I do not remember the specifics of the performance but, having devoured The Sound of Music’s  “Original Cast Album” at home, I am certain that, on more than a few occasions, from my seat in the dark, I could be heard quietly – or maybe not so quietly – singing along. 

What’s stayed with me is that when the show was over, after a whispered exchange between Ben Michaels and somebody in authority at the Lunt-Fontanne Theatre, we were unimpededly ushered backstage.

The following anecdote, less personal recollection than “accumulated family lore” often repeated to my red-faced embarrassment later in life, relates that outside the dressing room after having shaken hands with Theodore Bikel, I was heard to proclaim, “I am never washing this hand again!

I was sixteen. 

Okay, that’s a little old for that kind of behavior, but what do you expect from a guy who likes musicals?

Undeniably, confirmed by the “Bikel Incident”, there is a personal connection to The Sound of Music.  But there is also something inherent in the material that tugged inexorably at my heartstrings.  I mean, come on.  A chorus of nuns rendering a soaring version of “Climb Every Mountain” as the Von Trapp family escapes the pursuing Nazis on foot over the Alps into Switzerland.  (My research indicates that the family actually escaped by train into Italy.) 

Most memorably, at an intense crisis moment in the story, newly Nazified young Rolf, discovers the Von Trapp family hiding in the abbey, calls out to his superior, but then, when confronted by the face of the his former sweetheart,  (“Sixteen Going On Seventeen”) Liesl, Rolf does a dramatic “one-eighty”, reporting to his superior that there is nobody there.

Okay, so it’s cheesy.  And I’m older now.  And that stuff is for kids.

FAST FORWARD:  FIFTY-TWO YEARS LATER

NBC broadcasts a live version of The Sound of Music which I happen to run into, channel-surfing for ever more episodes of Law & Order SVU. 

And in the way that real things happen that in fiction would be considered laughably coincidental, I come right into the scene where the family is hiding in the abbey and flashlight-wielding, Nazi-Boy Rolf discovers them in the dark, and he calls out to his superior, and then Liesl reveals herself to the flashlight’s exposing glare, and he changes his mind… 

And I choke up again!

What can I tell you? 

Either the moment works beautifully dramatically…

Or it’s something about me.

3 comments:

JED said...

There is nothing wrong with sappy.
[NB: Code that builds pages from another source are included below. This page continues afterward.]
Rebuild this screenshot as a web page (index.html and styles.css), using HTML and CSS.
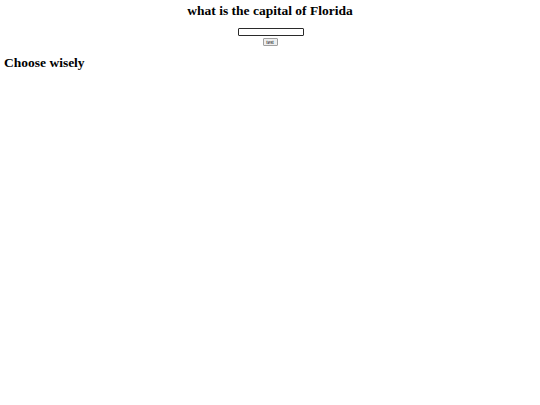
FILE: index.html
```html
<!DOCTYPE html>
<html>
<head>
<meta charset="utf-8">
<link rel="stylesheet" href="styles.css">
</head>
<body>
<h2 class="question">what is the capital of Florida</h2>
<form class="answer-form">
  <input class="answer-input" type="text">
  <button class="answer-button" type="button">test</button>
</form>
<h2 class="verdict">Choose wisely</h2>
</body>
</html>
```
FILE: styles.css
```css
html, body {
  background: #ffffff;
}
body {
  margin: 3px 4px;
  font-family: "Liberation Serif", "Times New Roman", serif;
  color: #000000;
}
.question {
  margin: 0;
  font-size: 13.5px;
  font-weight: bold;
  text-align: center;
  line-height: 15px;
}
.answer-form {
  margin-top: 10px;
  display: flex;
  flex-direction: column;
  align-items: center;
}
.answer-input {
  box-sizing: border-box;
  width: 66px;
  height: 8px;
  margin: 0 0 0 1px;
  padding: 0;
  border: 1px solid #2a2a2a;
  border-radius: 1px;
  background: #ffffff;
}
.answer-button {
  box-sizing: border-box;
  width: 15px;
  height: 8px;
  margin: 2px 0 0 0;
  padding: 0;
  font-family: "Liberation Serif", "Times New Roman", serif;
  font-size: 5.5px;
  line-height: 6px;
  color: #000000;
  background: #efefef;
  border: 1px solid #a0a0a0;
  border-radius: 1px;
}
.verdict {
  margin: 9px 0 0 0;
  font-size: 13.5px;
  font-weight: bold;
  line-height: 15px;
}
```
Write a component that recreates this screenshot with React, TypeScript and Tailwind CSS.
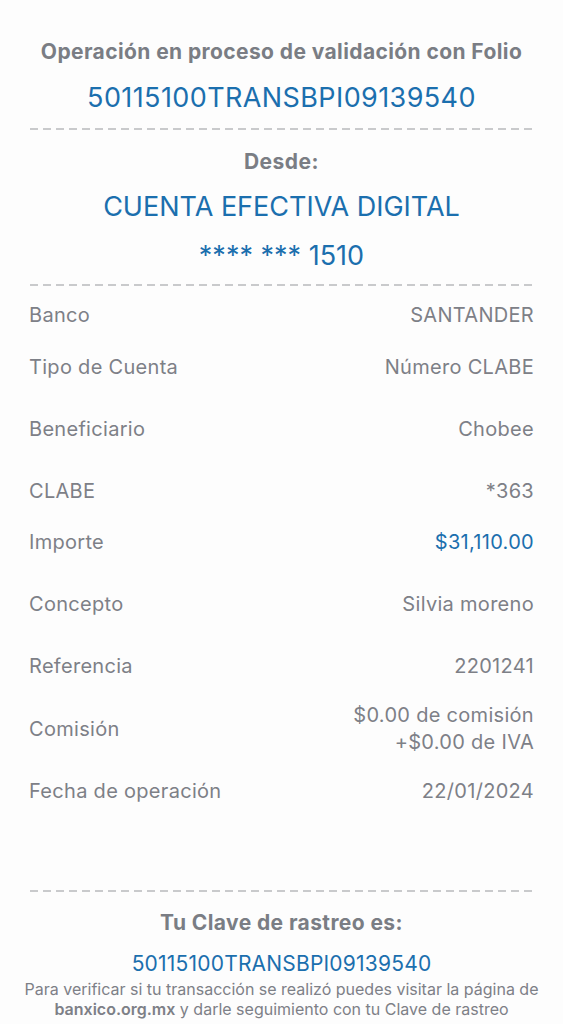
import React from 'react';

// gap above each row (px), tuned to the receipt spacing
const rows = [
  { label: 'Banco', value: 'SANTANDER', mt: 'mt-[16px]' },
  { label: 'Tipo de Cuenta', value: 'Número CLABE', mt: 'mt-[25px]' },
  { label: 'Beneficiario', value: 'Chobee', mt: 'mt-[35px]' },
  { label: 'CLABE', value: '*363', mt: 'mt-[35px]' },
  { label: 'Importe', value: '$31,110.00', mt: 'mt-[24px]', blue: true },
  { label: 'Concepto', value: 'Silvia moreno', mt: 'mt-[35px]' },
  { label: 'Referencia', value: '2201241', mt: 'mt-[35px]' },
  { label: 'Comisión', value: '$0.00 de comisión\n+$0.00 de IVA', mt: 'mt-[22px]' },
  { label: 'Fecha de operación', value: '22/01/2024', mt: 'mt-[22px]' },
];

function Dashes() {
  return (
    <div className="mx-[30px] h-[2px] bg-[repeating-linear-gradient(to_right,#c9cacc_0_8px,transparent_8px_13px)]" />
  );
}

export default function App() {
  return (
    <div className="w-[563px] h-[1024px] overflow-hidden bg-[#fdfdfd] font-['Inter',sans-serif] text-[#7d8087]">
      {/* Folio */}
      <div className="pt-[39px] text-center">
        <h1 className="text-[21px] leading-[26px] font-bold tracking-[0.4px] text-[#7a7d84]">
          Operación en proceso de validación con Folio
        </h1>
        <p className="mt-[17px] text-[27px] leading-[32px] tracking-[0.4px] text-[#1b6fae]">50115100TRANSBPI09139540</p>
      </div>
      <div className="mt-[14px]"><Dashes /></div>

      {/* Desde */}
      <div className="pt-[20px] text-center">
        <h2 className="text-[21px] leading-[24px] font-bold tracking-[0.5px] text-[#7a7d84]">Desde:</h2>
        <p className="mt-[17px] text-[27px] leading-[32px] text-[#1b6fae]">CUENTA EFECTIVA DIGITAL</p>
        <p className="mt-[17px] text-[27px] leading-[32px] text-[#1b6fae]">**** *** 1510</p>
      </div>
      <div className="mt-[12px]"><Dashes /></div>

      {/* Detalle */}
      <div className="px-[29px]">
        {rows.map((r) => (
          <div key={r.label} className={`${r.mt} flex items-center justify-between text-[20px] leading-[27px] tracking-[0.3px]`}>
            <span>{r.label}</span>
            <span className={`text-right whitespace-pre-line ${r.blue ? 'text-[#1b6fae]' : ''}`}>{r.value}</span>
          </div>
        ))}
      </div>

      <div className="mt-[85px]"><Dashes /></div>

      {/* Clave de rastreo */}
      <div className="pt-[18px] text-center">
        <h2 className="text-[21px] leading-[26px] font-bold tracking-[0.4px] text-[#7a7d84]">Tu Clave de rastreo es:</h2>
        <p className="mt-[15px] text-[21px] leading-[26px] tracking-[0.2px] text-[#1b6fae]">50115100TRANSBPI09139540</p>
        <p className="mt-[2px] text-[16px] leading-[20px] text-[#7d8087]">
          Para verificar si tu transacción se realizó puedes visitar la página de
          <br />
          <span className="font-semibold">banxico.org.mx</span> y darle seguimiento con tu Clave de rastreo
        </p>
      </div>
    </div>
  );
}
It turns out that my parents took me to New York City for a week or so in 1961 (I was ten years old) and one of the big events they had planned was to go to Broadway and see The Sound of Music with Mary Martin (and, I guess, Theodore Bikel, too, but I don't remember that). I mostly remember my father proudly proclaiming to every tour group we were in that we were from Pittsburgh whose Pirates had defeated the Yankees in the previous World Series. But instead of being embarrassed, I was proud of my father's courage.

It would be funny if I could say that throughout the entire performance of the musical, I was annoyed by the young man in front of me singing along through the performance but I can't. We went to an evening performance - and probably not the same day. And we didn't get to go backstage. Probably because we were from Pittsburgh.

Jim Dodd

Canda said...

Part of the Golden Age of musicals. Great songs, lyrics and stories, and you could bring your kid.

Hammerstein always said he would agonize for days and weeks over lyrics, and then watch Richard Rogers in minutes come up with a terrific melody. Consider the two great lyricists Rogers worked with - OH and Lorenz Hart. Amazing career.

Unfortunately, the company that oversees rights for Rogers and Hammerstein is a bear to work with, and will charge you an arm and a leg.

Wendy M. Grossman said...

I was lucky enough to grow up in NYC. As a child, I was taken to original cast performances of Camelot, My Fair Lady, The Sound of Music, and Fiddler on the Roof. The only thing I really remember from The Soound of Music is Edelweiss. *That* melody gets me. I later did read the von Trapp family's autobiography, but I still remember nothing of the musical's portrayal of their escape - though I remember the peasants being forced out of their homes in Fiddler.

As a grown-up, I can't stand MOST musicals. Except for HOW TO SUCCEED IN BUSINESS WITHOUT REALLY TRYING, whose central conceit really hasn't dated. And, for reasons to do with Jack Gilford and Zero Mostel, A FUNNY THING HAPPENED ON THE WAY TO THE FORUM, perhaps bec]ause the movies of those are great, where I loathe the movies of the others.

A couple of months ago I was lucky enough to be treated to the London cast of THE BOOK OF MORMON. That enormously funny show nonetheless moved me a great deal - because the America that the Ugandans sang so hopefully about barely exists any more.